Maragh knows better than to take anything for granted.

He won two straight Grade II’s for Contessa on Rite Moment, then lost the mount for today’s Honorable Miss after two straight losses.

After the surprising Ashland win, he came in second twice on Little Belle, to Proud Spell in the Kentucky Oaks and to Music Note in the Coaching Club America Oaks.

He believes the Ashland stamped his filly as one to fear, though.

“That day, nobody really knew who Little Belle was, and nobody really knew who Rajiv Maragh was in Kentucky,” he said. “It was amazing, because at that time, the talk about the Keeneland Polytrack was that you can’t go wire-to-wire. So when the gate opened, everybody was waiting, pulling their horses back, and I just took a shot at it and went to the lead. Maybe if I get an easy lead, I can get her to the wire first or get some kind of place, for a Grade I. She just kept on going. She got really strong on the lead, and no one could get by her.
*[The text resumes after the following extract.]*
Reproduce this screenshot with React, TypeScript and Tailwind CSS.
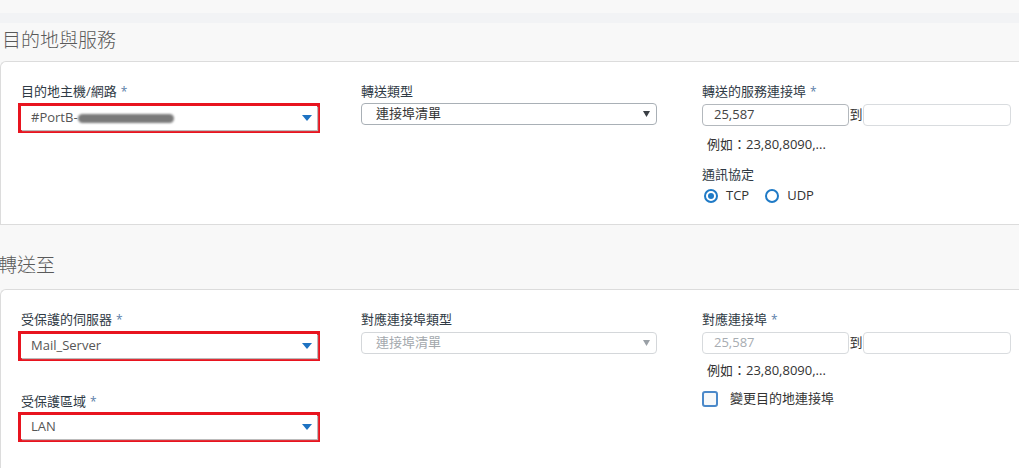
const FONT = '[font-family:"Open_Sans","Noto_Sans_CJK_TC",sans-serif]'

function Caret({ blue }: { blue?: boolean }) {
  return blue ? (
    <svg width="10" height="6" viewBox="0 0 10 6" className="shrink-0">
      <path d="M0 0 H10 L5 6 Z" fill="#1d72c2" />
    </svg>
  ) : (
    <svg width="7" height="6" viewBox="0 0 7 6" className="shrink-0">
      <path d="M0 0 H7 L3.5 6 Z" fill="#3a3f45" />
    </svg>
  )
}

function Label({ text, req }: { text: string; req?: boolean }) {
  return (
    <div className="text-[13px] leading-4 text-[#2f3a45] h-4">
      {text}
      {req && <span className="ml-1 text-[#5b7ea8] text-[12px]">*</span>}
    </div>
  )
}

function RedSelect({ children }: { children: React.ReactNode }) {
  return (
    <div className="w-[302px] h-[30px] border-[3px] border-[#e8141f] bg-white">
      <div className="h-full flex items-center justify-between pl-[10px] pr-[5px] shadow-[1px_1px_1px_#bbb] text-[13px] text-[#555]">
        <div className="flex items-center">{children}</div>
        <Caret blue />
      </div>
    </div>
  )
}

function PlainSelect({ text, disabled }: { text: string; disabled?: boolean }) {
  return (
    <div
      className={
        'w-[296px] h-[22px] rounded-[4px] border flex items-center justify-between pl-[14px] pr-[6px] text-[13px] ' +
        (disabled ? 'border-[#d4d7da] text-[#a3a8ad]' : 'border-[#a9b0b6] text-[#333]')
      }
    >
      <span>{text}</span>
      {disabled ? (
        <svg width="7" height="6" viewBox="0 0 7 6">
          <path d="M0 0 H7 L3.5 6 Z" fill="#9aa0a6" />
        </svg>
      ) : (
        <Caret />
      )}
    </div>
  )
}

function PortRange({ value, disabled }: { value: string; disabled?: boolean }) {
  return (
    <div className="flex items-center h-[22px]">
      <div
        className={
          'w-[147px] h-full rounded-[4px] border flex items-center pl-[11px] text-[13px] ' +
          (disabled ? 'border-[#d7dadd] text-[#a7acb1]' : 'border-[#b3b8bd] text-[#444]')
        }
      >
        {value}
      </div>
      <span className="text-[13px] text-[#333] w-[14px] text-center">到</span>
      <div className="w-[148px] h-full rounded-[4px] border border-[#d9dcdf] bg-white" />
    </div>
  )
}

function Example() {
  return <div className="text-[13px] leading-4 text-[#333] pl-[5px]">例如：23,80,8090,...</div>
}

export default function App() {
  return (
    <div className={'w-[1019px] h-[468px] overflow-hidden bg-[#f8f8f8] ' + FONT}>
      <div className="h-[13px] bg-[#f8f8f8]" />
      <div className="h-[10px] bg-[#f2f3f5]" />

      <h2 className="h-[38px] flex items-center pb-[4px] pl-[2px] text-[19px] text-[#5a5a5a] font-light">目的地與服務</h2>

      <div className="h-[164px] bg-white border-t border-l border-b border-[#dcdcdc] rounded-tl-[6px] flex pt-[21px] pl-[17px]">
        <div className="w-[302px] flex flex-col gap-[4px]">
          <div className="pl-[3px]">
            <Label text="目的地主機/網路" req />
          </div>
          <RedSelect>
            <span>#PortB-</span>
            <span className="inline-block w-[96px] h-[9px] rounded-full bg-[#7a7a7a] blur-[1px]" />
          </RedSelect>
        </div>

        <div className="w-[296px] ml-[41px] flex flex-col gap-[4px]">
          <Label text="轉送類型" />
          <PlainSelect text="連接埠清單" />
        </div>

        <div className="ml-[45px] flex flex-col">
          <Label text="轉送的服務連接埠" req />
          <div className="mt-[5px]">
            <PortRange value="25,587" />
          </div>
          <div className="mt-[10px]">
            <Example />
          </div>
          <div className="mt-[14px]">
            <Label text="通訊協定" />
          </div>
          <div className="mt-[4px] flex items-center text-[13px] text-[#333]">
            <span className="ml-[2px] w-[14px] h-[14px] rounded-full border-2 border-[#1f7ac6] flex items-center justify-center">
              <span className="w-[6px] h-[6px] rounded-full bg-[#1f7ac6]" />
            </span>
            <span className="ml-[8px]">TCP</span>
            <span className="ml-[16px] w-[14px] h-[14px] rounded-full border-2 border-[#1f7ac6]" />
            <span className="ml-[8px]">UDP</span>
          </div>
        </div>
      </div>

      <h2 className="h-[64px] flex items-center pt-[16px] -ml-[2px] text-[19px] text-[#5a5a5a] font-light">轉送至</h2>

      <div className="h-[200px] bg-white border-t border-l border-[#dcdcdc] rounded-tl-[6px] flex pt-[21px] pl-[17px]">
        <div className="w-[302px] flex flex-col">
          <div className="pl-[3px]">
            <Label text="受保護的伺服器" req />
          </div>
          <div className="mt-[4px]">
            <RedSelect>
              <span>Mail_Server</span>
            </RedSelect>
          </div>
          <div className="pl-[3px] mt-[32px]">
            <Label text="受保護區域" req />
          </div>
          <div className="mt-[3px]">
            <RedSelect>
              <span>LAN</span>
            </RedSelect>
          </div>
        </div>

        <div className="w-[296px] ml-[41px] flex flex-col gap-[5px]">
          <Label text="對應連接埠類型" />
          <PlainSelect text="連接埠清單" disabled />
        </div>

        <div className="ml-[45px] flex flex-col">
          <Label text="對應連接埠" req />
          <div className="mt-[5px]">
            <PortRange value="25,587" disabled />
          </div>
          <div className="mt-[8px]">
            <Example />
          </div>
          <div className="mt-[11px] flex items-center text-[13px] text-[#333]">
            <span className="w-[16px] h-[16px] rounded-[3px] border-2 border-[#4a88c9] bg-[#f6f8fa]" />
            <span className="ml-[12px]">變更目的地連接埠</span>
          </div>
        </div>
      </div>
    </div>
  )
}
Bsharpsonata put a head in front, and she just dug in and said, ‘You ain’t beating me today.’ ”

Maragh might not be riding a lot of favorites right now, but this is certain — he will have done his homework on the competition each time he rides.

He’ll have to, because there’s a good chance they’ve done their homework on him, too.

“I think a strength that I have is putting a lot of extra effort into paying attention to stuff that doesn’t concern only me,” he said. “I can remember a horse that ran two weeks ago that I didn’t even ride in the race. I remember it exactly. I have a good horse memory. I can’t remember anything else in my life. I can’t remember to take out the garbage, but I remember every horse.”

The interview almost over, Maragh accepted a quick congrat­ulations for his three-win day from fellow jockey Javier Castellano as he walked by. As an afterthought, Castellano noticed that Maragh happened to have a gold No. 3 stitched to the sleeve of his royal blue polo shirt.

“Oh, yeah, I didn’t even realize that,” Maragh said, laughing.

Be sharp now, Rajiv. These guys don’t miss anything.